It seems I am a toddler at heart.
I can do it all by myself!
For the past 8 years or so, my fabulous husband has been on a mission to get me to a higher plane of self-sufficiency. He has enabled me to see past the perceived need of tents, bulky food, trails, most cooking utensils, and much more. I have been able to learn that I truly need very little to survive in fairly comfortable environment that I can create for myself.
This self-sufficiency fed into my deep desires to be independent. I have wanted independence from something or someone since I could remember. While growing up this manifested itself in wanting independence from my family, whether in name or actual physical location! As I grew, my goals were very centered on creating an independent persona for myself - all by myself. I was going to be someone people would admire, wonder, wish they were, etc. I was going to do this all alone. All through school, even through college, I detested group projects. I felt as though they were a socialistic standard that only served to bring me down to average, which I truly aspired to be above. I thrived when I finally got to do my relatively independent study for my Horticulture degree. It fit me perfectly! I got all the credit!
Even now, I feel tremendous satisfaction in completing a project or tackling a problem successfully on my own. Just tonight, I was changing the water filter in our crawl space (more like a stoop-space), and as I was opening the water line back up, water began to pour out the pressure relief button. This was no exaggeration. It was pouring out. (Did I mention we are supposed to have a showing this weekend? No? Well, yes, this added to my panic!) As I shut off the water and pushed my panic into a box in my proverbial emotional shelf, I realized that the button was likely gunked up (yes, I made up that word) by some sediment. Fortunately, I had just sprayed a thrip-covered petunia with a soap/water mix that I thought may help along with some Q-tips. I went ahead and texted my man just in case he had any other thoughts! In the end, I was able to clean out the valve and stop the leak, averting the crisis. I was quite proud of myself!
Then I remembered that we aren't supposed to do anything by ourselves.
Jesus Himself said:
"'I tell you the truth, the Son can do nothing by Himself; He can only do what He sees His Father doing, because whatever the Father does the Son also does.'" John 5:19
"'For I have come down from heaven to do the will of God who sent me, not to do my own will.'" John 6:38
"'My message is not my own; it comes from God who sent me."' John 7:16
"'I do nothing on my own but say only what the Father taught me. And the one who sent me is with me - he has not deserted me. For I always do what pleases him.'" John 8:28b-29
"'At my Father's direction I have done many good works.'" John 10:32a
"'I don't speak on my own authority. The Father who sent me has commanded me what to say and how to say it. And I know his commands lead to eternal life; so I say whatever the Father tells me to say.'" John 12:49-50
Now, I don't want to take this all out of context and say that I cannot do anything, ever, on my own. I do believe that God gives us challenges that only we must go through, but am I by myself? No. I'm not. I have to admit that when I was putting the filter back on that last time, I was praying that God would seal it and keep it from leaking. Not only does He help in moments like these, but He uses these situations to bring us into a deeper reliance on Him.

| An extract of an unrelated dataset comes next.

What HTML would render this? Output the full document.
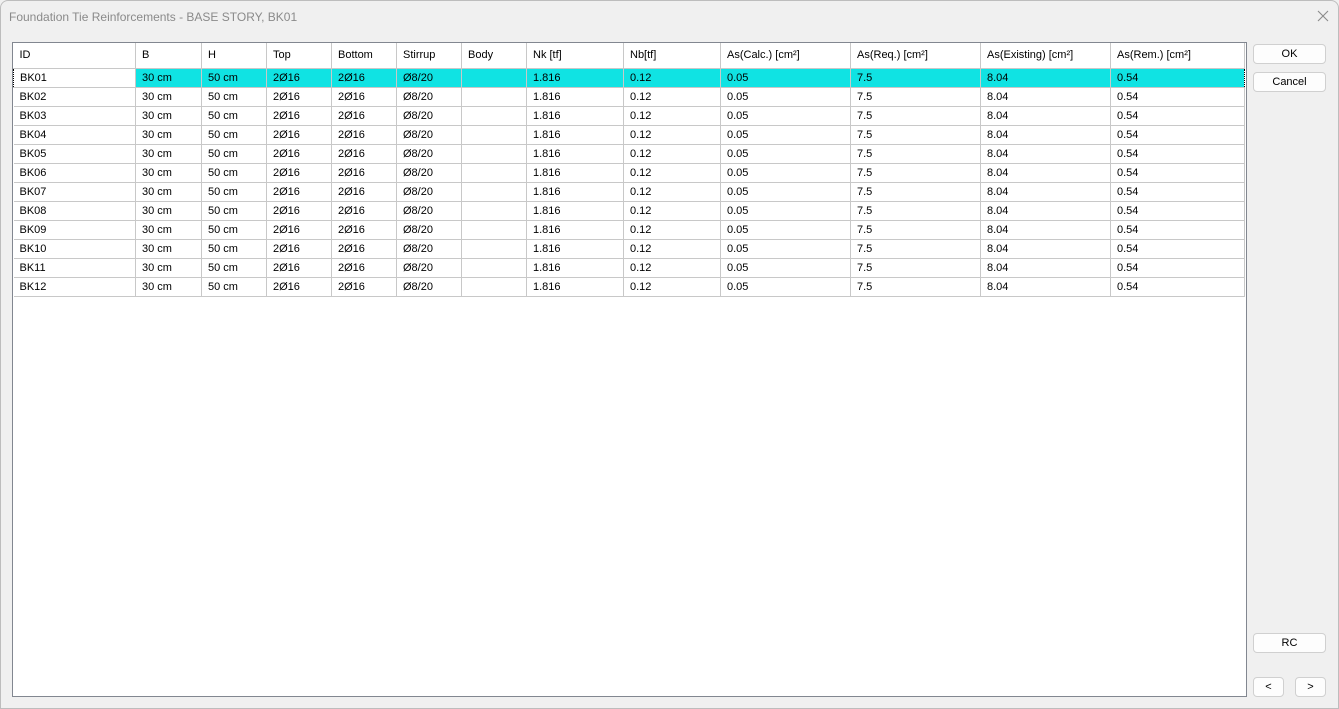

Sometimes, He desires us to draw upon our community for support. Earlier today I had a dentist appointment. That may not sound that big to some of you, but I have had less than stellar dentist appointments in my day and I have a tendency to get a bit panicked. My jaw locks up and hurts when they put the block in, I almost always have sinus drainage that collects in the back of my throat, and that doesn't help my claustrophobic tendencies which cause me to have brief panic attacks thinking I can't breathe, and gosh darn it: it hurts!
So anyway, I humbled myself and asked for my group and my mom to pray for me today. Mom's are great for that, aren't they?! I admit that I felt rather silly asking for prayer for something fairly trivial. I should surely be able to get through this by myself. I was reminded of what a privilege it was to be able to see a dentist at all, but I was still not looking forward to my fillings. Today I felt so thankful for those prayers and support. I prayed for me and the dentist throughout the appointment, and I felt a calm and relaxation that was foreign to me in that place before now, and I know it was due to the prayer support. The dentist seemed to feel the need for urgency and made the appointment go quickly. I now have a molar that no longer has the metal filling, but a composite one, along with a little extra that needed to be filled. It was as pleasant an appointment as it could have been. I didn't even feel the shots, though it looked as though I'd had a stroke for the next 5 hours. I kept hoping I wasn't drooling. I digress...
I had just had an experience where the coming together of sisters had blessed me, and yet I was still determined to find pride in doing things by myself! My problem stems not from the ability God has given me to accomplish things like fixing a leaky pressure relief valve, but in taking the full credit. I am so thankful that God has worked in me and used my husband to teach me how to take care of things. Jesus, who was God's own Son, again and again reminded us that even He relied on the Father for direction and strength and then gave the glory back to Him. It was never about Jesus' story alone. He didn't do it all by Himself, and I don't want to either.